Midlothian, TX, January 5, 2015 – Ennis, Inc. (the “Company”), (NYSE: EBF), announced the purchase of Kay Toledo Tag and Special Service Partners (collectively “Kay Toledo”) in a stock purchase transaction that closed December 31, 2014. Kay Toledo has locations in Toledo, Ohio and Neenah, Wisconsin through Special Service Partners. Experts in digital printing and customer short-run printing, Kay Toledo Tag produces tags, labels, tickets and commercial printing. Kay Toledo Tag has $25 million in sales and sells through distributors and resellers. The Company will have 5 tag facilities in Texas, Iowa, Ohio and Wisconsin.
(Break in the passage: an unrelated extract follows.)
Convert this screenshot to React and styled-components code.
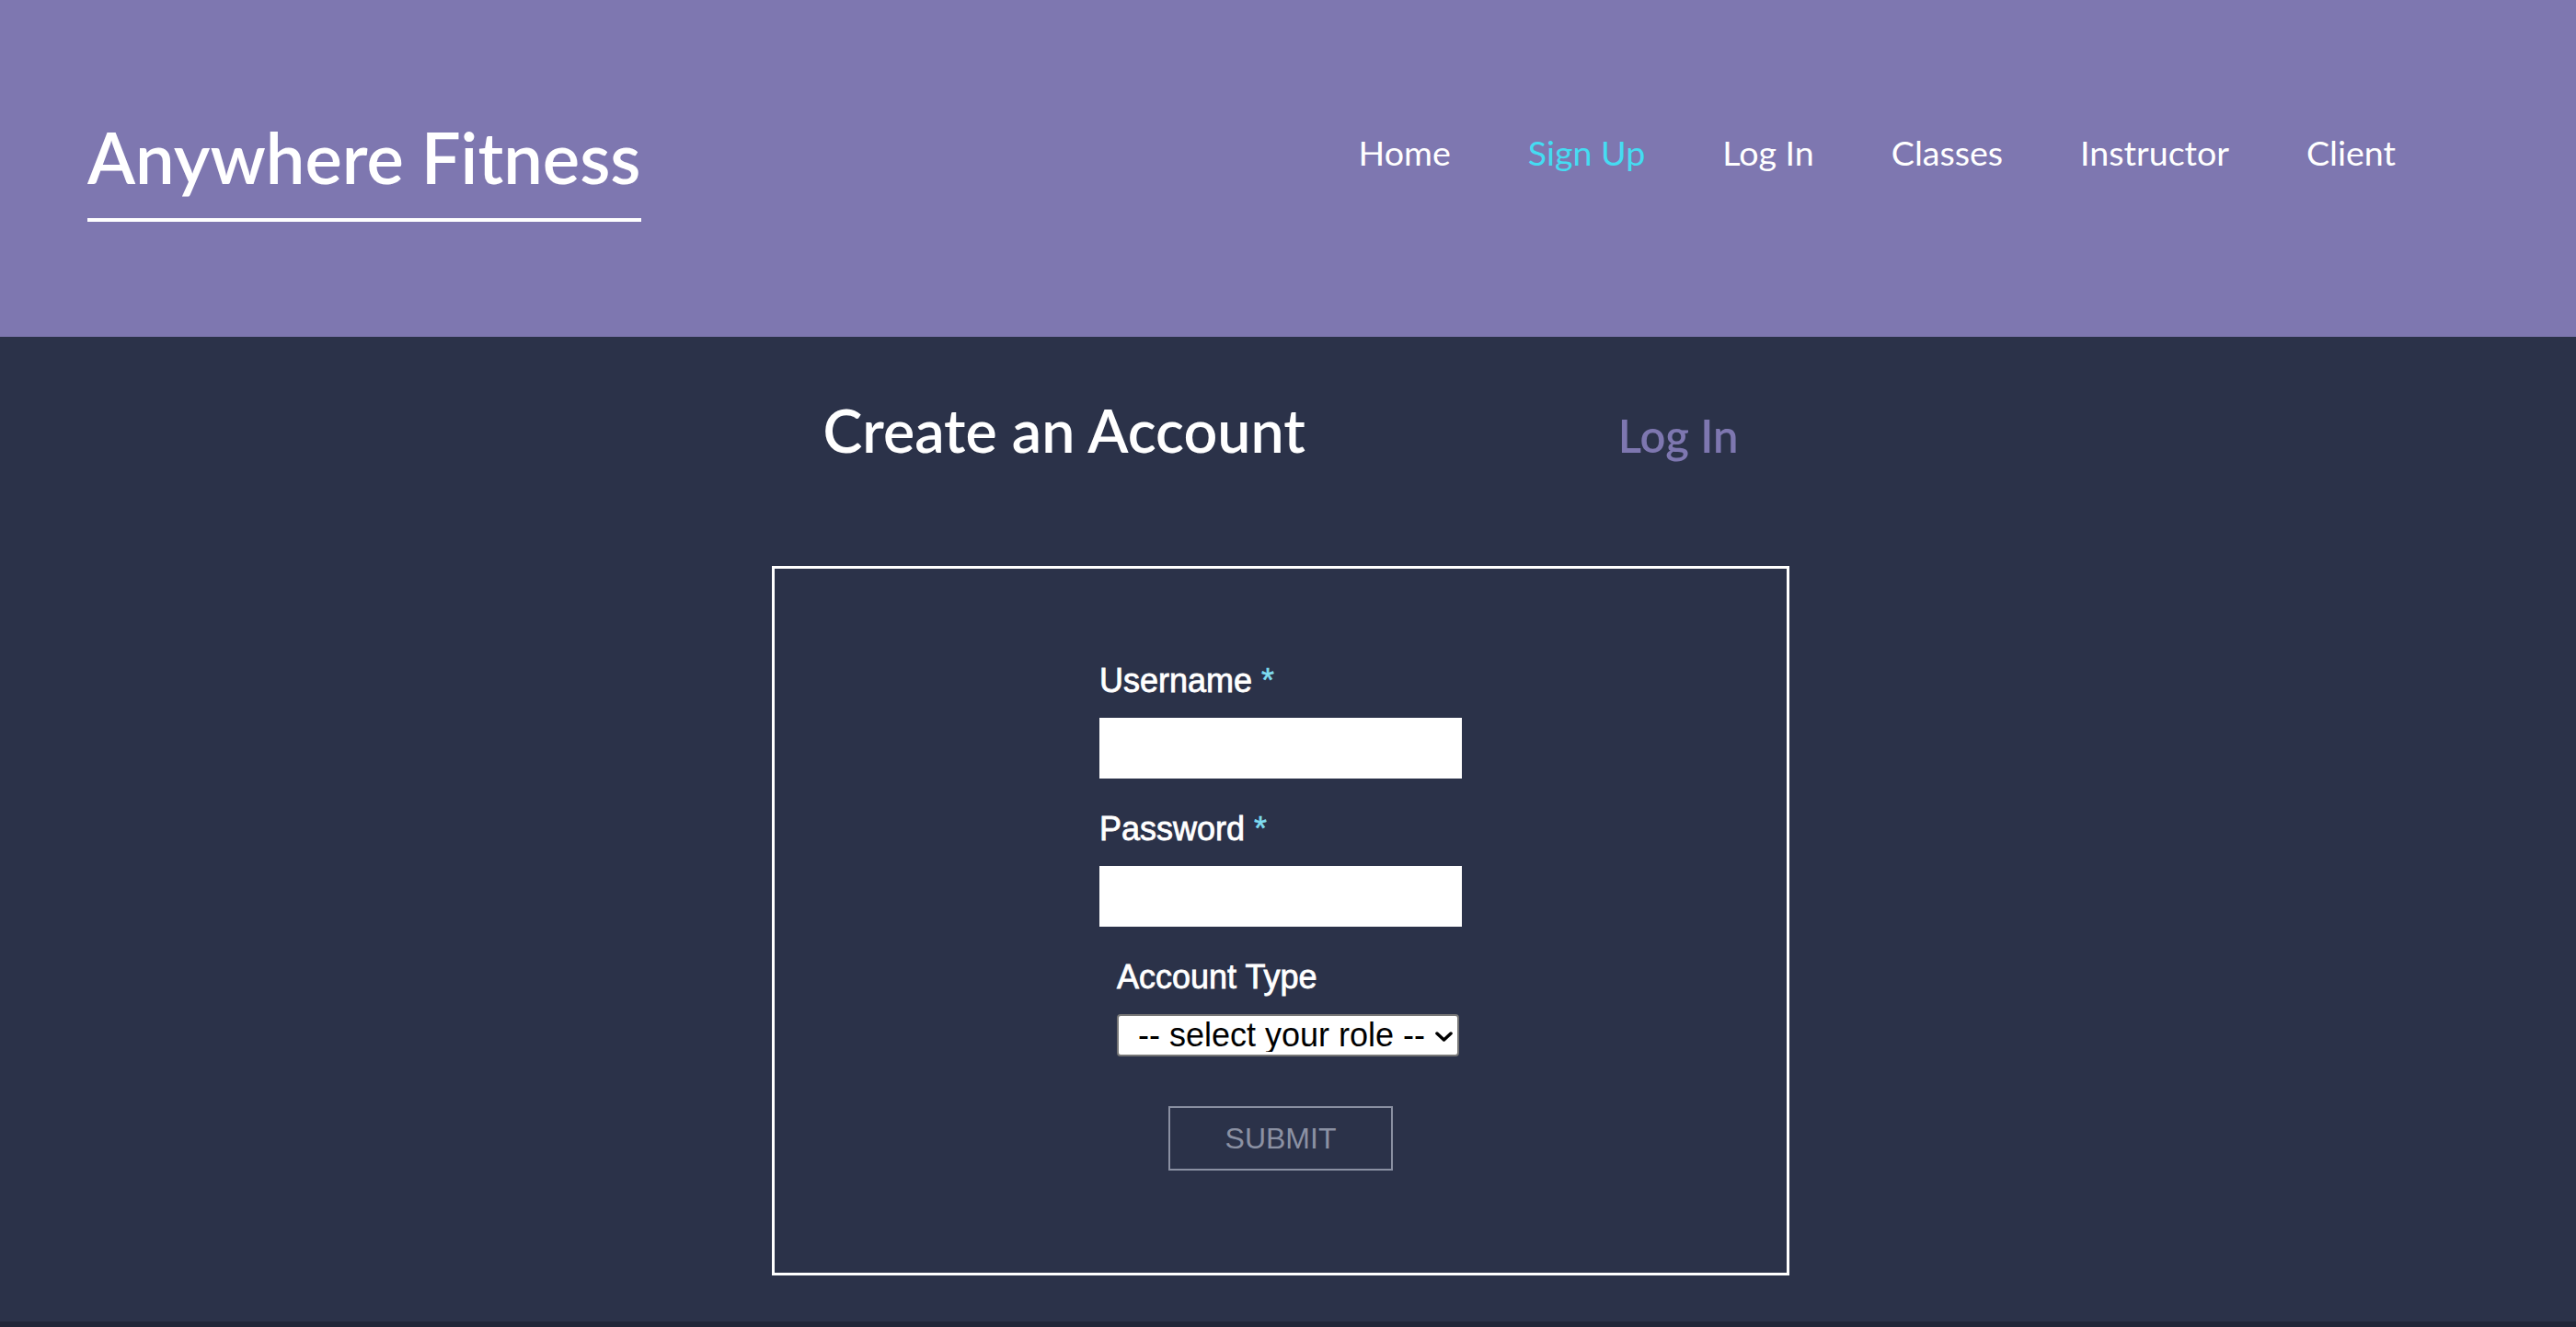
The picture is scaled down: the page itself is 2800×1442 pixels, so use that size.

Keith Walters, Chairman, President & CEO of the Company stated, “we are delighted to have the opportunity to combine the tag and label expertise of Kay Toledo Tag with the other Tag & Label operations of Ennis. The Kay family will be instrumental in bringing their skills and know-how in this market to the Ennis organization and we believe they will allow us to grow this business in all segments of the Tag & Label market.
Dan Kay, President of Kay Toledo Tag, Inc. stated that “he and his family are excited to be able to merge with the Ennis organization. The ability to market to a broader customer base with more geographic and product diversity will strengthen the business and allow Kay Toledo Tag to expand. The financial strength of Ennis will allow us to grow this business and serve our customers”.
The operations will continue under the Kay Toledo Tag and Special Service Partners names. All of the locations will continue their normal operations.
Ennis, Inc. (www.ennis.com) is primarily engaged in the production and sale of business forms, apparel and other business products. The Company is one of the largest private-label printed business product suppliers in the United States. Headquartered in Midlothian, Texas, the Company has production and distribution facilities strategically located throughout the United States of America, Mexico and Canada, to serve the Company’s national network of distributors. The Company, together with its subsidiaries, operates in two business segments: print and apparel. The print segment manufactures and sells business forms, other printed business products, printed and electronic media, presentation products, flex-o-graphic printing, advertising specialties and Post-it® Notes, internal bank forms, plastic cards, secure and negotiable documents, envelopes and other custom products. The apparel segment manufactures T-Shirts and distributes T-Shirts and other active-wear apparel through nine distribution centers located throughout North America.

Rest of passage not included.